Mögen sich linke Antiimperialisten nicht einmal bewusst sein, dass ihre »Israelkritik« einen letztlich antisemitischen Charakter hat, wissen die Neonazis das sehr wohl. Ihnen dient Israel als Chiffre: Die Adressaten wissen, um wen es eigentlich geht, wenn die NPD gegen Israel hetzt, gleichzeitig lässt sich eine Anklage gegen Volksverhetzung umgehen, wenn man das Wort »Jude« nicht in den Mund nimmt – die oben erwähnte Ausnahme bestätigt die Regel.
Den Hass auf die Juden auch auf ihren Staat anzuwenden, ist obendrein schon ein sehr altes Propagandainstrument der Nazis – viel älter noch als Israel selbst.
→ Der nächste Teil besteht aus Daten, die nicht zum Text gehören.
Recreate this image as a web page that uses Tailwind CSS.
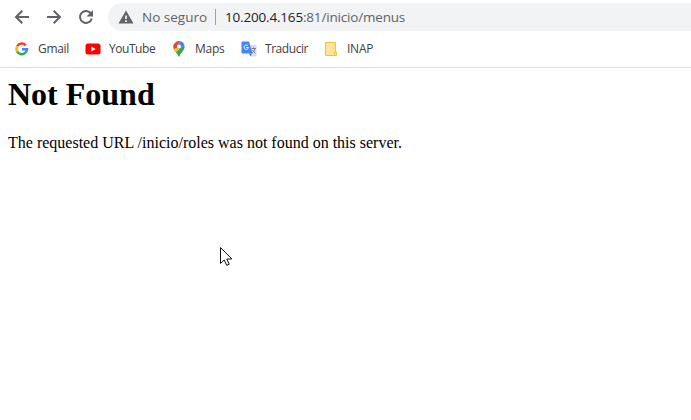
<!DOCTYPE html>
<html lang="es">
<head>
<meta charset="utf-8">
<title>Not Found</title>
<script src="https://cdn.jsdelivr.net/npm/@tailwindcss/browser@4"></script>
</head>
<body class="h-screen overflow-hidden bg-white">
<header class="h-[68px] border-b border-[#dadce0] font-['Open_Sans','Noto_Sans',sans-serif]">
  <div class="flex h-[34px] items-center pl-[14px] text-[#5f6368]">
    <svg class="size-4 shrink-0" viewBox="0 0 16 16" fill="none" stroke="currentColor" stroke-width="2"><path d="M15 8H2.5M8.3 1.7L2 8l6.300 6.300"/></svg>
    <svg class="ml-4 size-4 shrink-0" viewBox="0 0 16 16" fill="none" stroke="currentColor" stroke-width="2"><path d="M1 8h12.500M7.700 1.700L14 8l-6.300 6.300"/></svg>
    <svg class="ml-4 size-4 shrink-0" viewBox="0 0 16 16"><path d="M13 4.600A6 6 0 1 0 13.800 9.500" fill="none" stroke="currentColor" stroke-width="2"/><path d="M15 1v6.500H8.500z" fill="currentColor"/></svg>
    <div class="ml-[14px] flex h-7 flex-1 items-center rounded-l-full bg-[#f1f3f4] pl-[10px] text-[13.5px] whitespace-nowrap">
      <svg class="h-[14px] w-4 shrink-0" viewBox="0 0 16 14"><path d="M8 .5L15.500 13.500H.5z" fill="currentColor"/><path d="M7.200 5.500h1.600v3.500H7.200zM7.200 10.200h1.600v1.700H7.200z" fill="#fff"/></svg>
      <span class="ml-2 w-[73px]">No seguro</span>
      <span class="h-4 w-px bg-[#9aa0a6]"></span>
      <span class="ml-[9px] tracking-[-0.18px]"><span class="text-[#202124]">10.200.4.165</span>:81/inicio/menus</span>
    </div>
  </div>
  <nav class="flex h-[30px] items-center pl-[14px] text-xs tracking-[-0.45px] whitespace-nowrap text-[#3c4043]">
    <a class="flex w-[71px] items-center gap-2">
      <svg class="size-4 shrink-0" viewBox="0 0 16 16" fill="none" stroke-width="2.500"><path d="M3.300 5.300A5 5 0 0 1 11.700 4.500" stroke="#ea4335"/><path d="M3.300 5.300a5 5 0 0 0 0 5.400" stroke="#fbbc05"/><path d="M3.300 10.700A5 5 0 0 0 11.300 11.700" stroke="#34a853"/><path d="M11.300 11.700A5 5 0 0 0 13 8.200H8" stroke="#4285f4"/></svg>
      <span class="tracking-[-0.3px]">Gmail</span>
    </a>
    <a class="flex w-[86px] items-center gap-2">
      <svg class="size-4 shrink-0" viewBox="0 0 16 16"><rect x=".5" y="2.500" width="15" height="11" rx="2.500" fill="#f00"/><path d="M6.400 5.500v5L10.600 8z" fill="#fff"/></svg>
      <span>YouTube</span>
    </a>
    <a class="flex w-[70px] items-center gap-2">
      <svg class="size-4 shrink-0" viewBox="0 0 16 16">
        <path d="M3.400 9.300C4.500 11.500 7 12.400 8 16c1-3.700 5.500-6.400 5.500-10.500z" fill="#34a853"/>
        <path d="M3 2.900A5.500 5.500 0 0 0 3.500 9.400L8 5.500z" fill="#fbbc04"/>
        <path d="M3.500 9.400L11.900 1.600 13.400 4.500 5.500 12z" fill="#fbbc04"/>
        <path d="M5 11.500L13.300 3.900c1.200 5-4 7-5.300 12.100-.6-2.300-1.800-3-3-4.500z" fill="#34a853"/>
        <path d="M8 5.500L3.800 2.100A5.500 5.500 0 0 0 3 8z" fill="#ea4335"/>
        <path d="M3.800 2.100A5.500 5.500 0 0 1 9.700.3L5.600 5z" fill="#ea4335"/>
        <path d="M9.700.3A5.500 5.500 0 0 1 13.300 4L8.300 8.500 5.600 5z" fill="#4285f4"/>
        <circle cx="8" cy="5.600" r="2" fill="#fff"/>
      </svg>
      <span class="tracking-[-0.25px]">Maps</span>
    </a>
    <a class="flex w-[82px] items-center gap-2">
      <svg class="size-4 shrink-0" viewBox="0 0 16 16"><path d="M6 4h8.500q1 0 1 1v9.500q0 1-1 1H9z" fill="#dadce0"/><path d="M8.500 12.500H11L9 15.500z" fill="#3367d6"/><path d="M1.500.5H8l3.500 12h-10q-1 0-1-1v-10q0-1 1-1z" fill="#4285f4"/><path d="M7 4.800A2.200 2.200 0 1 0 7.500 6.500H5.300" fill="none" stroke="#fff"/><path d="M10.500 7.500H15M12.500 6.500v1M14 7.500q-.5 2.500-3 4.500M11.500 9l2.800 3.300" fill="none" stroke="#6f7780" stroke-width=".9"/></svg>
      <span>Traducir</span>
    </a>
    <a class="flex items-center gap-2">
      <svg class="size-4 shrink-0" viewBox="0 0 16 16"><path d="M2.500 1.500h10v9.500h1v3.500h-11z" fill="#ffe593" stroke="#e8c547"/><path d="M11.500 14v-3h1" fill="none" stroke="#e8c547"/></svg>
      <span class="tracking-[-0.25px]">INAP</span>
    </a>
  </nav>
</header>
<main class="px-2 pt-2 font-['Liberation_Serif',serif] text-black">
  <h1 class="text-[32px] leading-9 font-bold">Not Found</h1>
  <p class="mt-[22px] text-base leading-[18px]">The requested URL /inicio/roles was not found on this server.</p>
</main>
<svg class="absolute top-[246px] left-[220px] h-[21px] w-[13px]" viewBox="0 0 13 21"><path d="M.5 1.500v16l3.700-3.500 2.500 5.300 2.500-1.100L6.800 13h5.100z" fill="#fff" stroke="#101020"/></svg>
</body>
</html>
Bereits in den zwanziger Jahren des vorigen Jahrhunderts agitierte die NSDAP gegen die junge Staatsgründungsbewegung der Zionisten. Klassisch antisemitisch hieß es schon im Jahr 1921 bei Alfred Rosenberg: »Zionismus ist ein Mittel für ehrgeizige Spekulanten, sich ein neues Aufmarschgebiet für Weltbewucherung zu schaffen.« Und Adolf Hitler schrieb in »Mein Kampf«, die Juden dächten gar nicht daran, in Palästina einen jüdischen Staat aufzubauen, »sie wünschen nur eine mit eigenen Hoheitsrechten ausgestattete Organisationszentrale ihrer internationalen Weltgaunerei«.
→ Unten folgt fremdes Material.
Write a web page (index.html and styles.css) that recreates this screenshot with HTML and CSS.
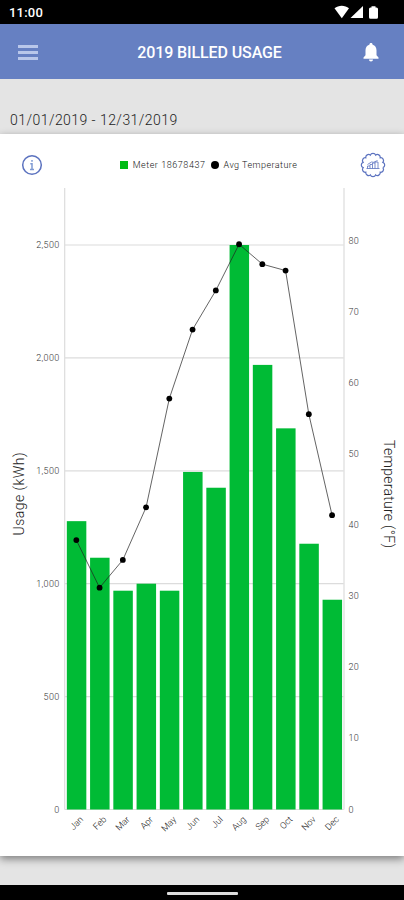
FILE: index.html
```html
<!DOCTYPE html>
<html lang="en">
<head>
  <meta charset="UTF-8" />
  <meta name="viewport" content="width=device-width, initial-scale=1.0"/>
  <title>2019 Billed Usage</title>
  <link rel="stylesheet" href="styles.css">
</head>
<body>
  <div class="status-bar">
    <span class="time">11:00</span>
    <svg class="status-icons" width="46" height="16" viewBox="0 0 46 16">
      <path d="M0.5 3.2C4.5-.2 11-.2 15 3.2L7.800 13.2Z"/>
      <path d="M29 1V13H16.5Z"/>
      <path d="M37.5 1.2h4v1.3h1q1.5 0 1.5 1.5v8.3q0 1.5-1.5 1.5h-6q-1.5 0-1.5-1.5V4q0-1.5 1.5-1.5h1Z"/>
    </svg>
  </div>

  <header class="app-bar">
    <div class="menu"><span></span><span></span><span></span></div>
    <h1>2019 BILLED USAGE</h1>
    <svg class="bell" width="16" height="19" viewBox="0 0 16 19">
      <path d="M8 0c1 0 1.6.7 1.6 1.7 2.6.7 3.9 2.8 3.9 5.6v5l2 2.2v1.3H.5v-1.3l2-2.2v-5c0-2.8 1.3-4.9 3.9-5.6C6.4.7 7 0 8 0ZM6 16.6h4c0 1.2-.8 2-2 2s-2-.8-2-2Z"/>
    </svg>
  </header>

  <div class="period">01/01/2019 - 12/31/2019</div>

  <main class="card">
    <div class="toolbar">
      <svg class="info" width="22" height="22" viewBox="0 0 22 22">
        <circle cx="11" cy="11" r="9.3"/>
        <path d="M11 6v1.7M9.3 9.8H11v5.4M9 15.5h4"/>
      </svg>
      <div class="legend">
        <span class="square"></span>
        <span class="meter">Meter 18678437</span>
        <span class="dot"></span>
        <span class="temp">Avg Temperature</span>
      </div>
      <svg class="badge" width="26" height="26" viewBox="0 0 26 26">
        <path id="badgeEdge" d=""/>
        <path class="thin" d="M7.500 16.500V14h2.500v2.500M10 14v-1.500h2.500v4M12.500 12.500V11H15v5.500M15 11v-1h3v6.500M6.500 16.500h13M7.500 12.500l4-2.500 2 .3 4-1.800"/>
      </svg>
    </div>
    <svg id="chart" class="chart" width="404" height="668" viewBox="0 0 404 668"></svg>
  </main>

  <footer class="nav-bar"><span></span></footer>

  <script>
    const chart = document.getElementById("chart");
    const months = ["Jan", "Feb", "Mar", "Apr", "May", "Jun", "Jul", "Aug", "Sep", "Oct", "Nov", "Dec"];
    const usage = [1277, 1115, 969, 1000, 969, 1495, 1425, 2500, 1969, 1688, 1177, 929];
    const temps = [37.9, 31.2, 35.1, 42.5, 57.8, 67.5, 73, 79.5, 76.7, 75.8, 55.6, 41.4];

    const left = 64.7, right = 343.7, bottom = 621.5;
    const slot = (right - left) / months.length;
    const usageY = v => bottom - v * 0.2258;
    const tempY = v => bottom - v * 7.11;
    const centerX = i => left + slot * (i + 0.5);

    function add(tag, attrs, text) {
      const el = document.createElementNS("http://www.w3.org/2000/svg", tag);
      for (const key in attrs) el.setAttribute(key, attrs[key]);
      if (text !== undefined) el.textContent = text;
      chart.appendChild(el);
    }

    // Grid and left axis
    for (let v = 0; v <= 2500; v += 500) {
      const y = usageY(v);
      add("line", { class: "grid", x1: left, x2: right, y1: y, y2: y });
      add("text", { class: "tick left", x: 59.5, y: y + 3 }, v.toLocaleString("en-US"));
    }
    add("line", { class: "grid", x1: left, x2: left, y1: 0, y2: bottom });
    add("line", { class: "grid", x1: right + 0.3, x2: right + 0.3, y1: 0, y2: bottom });

    // Right axis
    for (let v = 0; v <= 80; v += 10) {
      add("text", { class: "tick", x: 348.5, y: tempY(v) + 3 }, v);
    }

    // Bars and month names
    months.forEach((month, i) => {
      const x = centerX(i);
      const y = usageY(usage[i]);
      add("rect", { class: "bar", x: x - 9.5, y: y, width: 19.5, height: bottom - y });
      add("text", { class: "month", transform: `translate(${x + 7.5} 632) rotate(-45)` }, month);
    });

    // Temperature line
    add("polyline", { class: "line", points: temps.map((t, i) => `${centerX(i)},${tempY(t)}`).join(" ") });
    temps.forEach((t, i) => add("circle", { cx: centerX(i), cy: tempY(t), r: 2.9 }));

    // Axis titles
    add("text", { class: "axis-title", transform: "translate(24 306) rotate(-90)", textLength: 83 }, "Usage (kWh)");
    add("text", { class: "axis-title", transform: "translate(384 306) rotate(90)", textLength: 108 }, "Temperature (°F)");

    // Scalloped edge of the badge
    let edge = "";
    for (let i = 0; i <= 12; i++) {
      const a = i * Math.PI / 6 + Math.PI / 12;
      const x = (13 + 10.2 * Math.cos(a)).toFixed(2);
      const y = (13 + 10.2 * Math.sin(a)).toFixed(2);
      edge += i === 0 ? `M${x} ${y}` : `A2.8 2.8 0 0 1 ${x} ${y}`;
    }
    document.getElementById("badgeEdge").setAttribute("d", edge);
  </script>
</body>
</html>
```
FILE: styles.css
```css
* {
  box-sizing: border-box;
}
body {
  margin: 0;
  height: 900px;
  display: flex;
  flex-direction: column;
  overflow: hidden;
  background: #e4e4e4;
  font-family: Roboto, sans-serif;
}
.status-bar {
  height: 24px;
  flex: none;
  display: flex;
  justify-content: space-between;
  padding: 5px 24px 0 9px;
  background: #000;
  color: #fff;
}
.time {
  font-size: 13px;
  line-height: 16px;
  font-weight: 500;
  letter-spacing: 0.2px;
}
.status-icons {
  fill: #fff;
}
.app-bar {
  height: 55px;
  flex: none;
  display: grid;
  grid-template-columns: 60px 1fr 45px;
  align-items: center;
  padding: 1px 0 0 18px;
  background: #6680c2;
  color: #fff;
}
.menu {
  width: 20px;
  display: flex;
  flex-direction: column;
  gap: 3px;
}
.menu span {
  height: 3px;
  background: #b9c7ea;
}
h1 {
  margin: 0;
  padding: 2px 18px 0 0;
  text-align: center;
  font-size: 16px;
  font-weight: 500;
  line-height: 20px;
  letter-spacing: -0.1px;
}
.bell {
  margin-left: 4px;
  fill: #fff;
}
.period {
  height: 55px;
  flex: none;
  padding: 31px 10px 0;
  font-size: 14px;
  font-weight: 300;
  line-height: 20px;
  letter-spacing: 0.45px;
  color: #222;
}
.card {
  height: 722px;
  flex: none;
  background: #fff;
  box-shadow: 0 3px 8px rgba(0, 0, 0, 0.45);
}
.toolbar {
  height: 54px;
  display: flex;
  align-items: center;
  justify-content: space-between;
  padding: 8px 18px 0 21px;
}
.info, .badge {
  fill: none;
  stroke: #5b72bf;
  stroke-width: 1.5;
}
.info path {
  stroke: #7f9ad3;
}
.badge {
  stroke-width: 1.2;
}
.badge .thin {
  stroke-width: 0.8;
}
.legend {
  display: flex;
  align-items: center;
  margin-left: 14px;
  font-size: 9px;
  font-weight: 300;
  color: #111;
}
.square {
  width: 8px;
  height: 8px;
  margin-right: 5px;
  background: #00bb16;
}
.meter {
  letter-spacing: 0.55px;
}
.dot {
  width: 8px;
  height: 8px;
  margin: 0 5px;
  border-radius: 50%;
  background: #000;
}
.temp {
  letter-spacing: 0.45px;
}
.chart {
  display: block;
}
.grid {
  stroke: #dcdcdc;
  stroke-width: 1.2;
}
.tick {
  font-size: 9px;
  font-weight: 300;
  letter-spacing: 0.3px;
  fill: #333;
}
.left {
  text-anchor: end;
}
.month {
  font-size: 9px;
  font-weight: 300;
  text-anchor: end;
  fill: #222;
}
.bar {
  fill: #00bb35;
}
.line {
  fill: none;
  stroke: #222;
  stroke-opacity: 0.7;
  stroke-width: 1;
}
.axis-title {
  font-size: 14px;
  font-weight: 300;
  text-anchor: middle;
  fill: #222;
}
.nav-bar {
  height: 15px;
  flex: none;
  margin-top: auto;
  display: flex;
  justify-content: center;
  padding-top: 7px;
  background: #000;
}
.nav-bar span {
  width: 71px;
  height: 3px;
  border-radius: 1px;
  background: #ddd;
}
```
Während des Zweiten Weltkriegs unterstützte die Reichsregierung den Kampf Amin al-Husseinis in Jerusalem und sein Ziel, die Zionisten ins Meer zu treiben. Heute lädt die iranische Regierung Horst Mahler zu einer Konferenz zum Thema Holocaust ein – außer Reichweite staatlicher Repressalien, die Deutschland ausübe, weil es unter zionistischer Herrschaft stehe.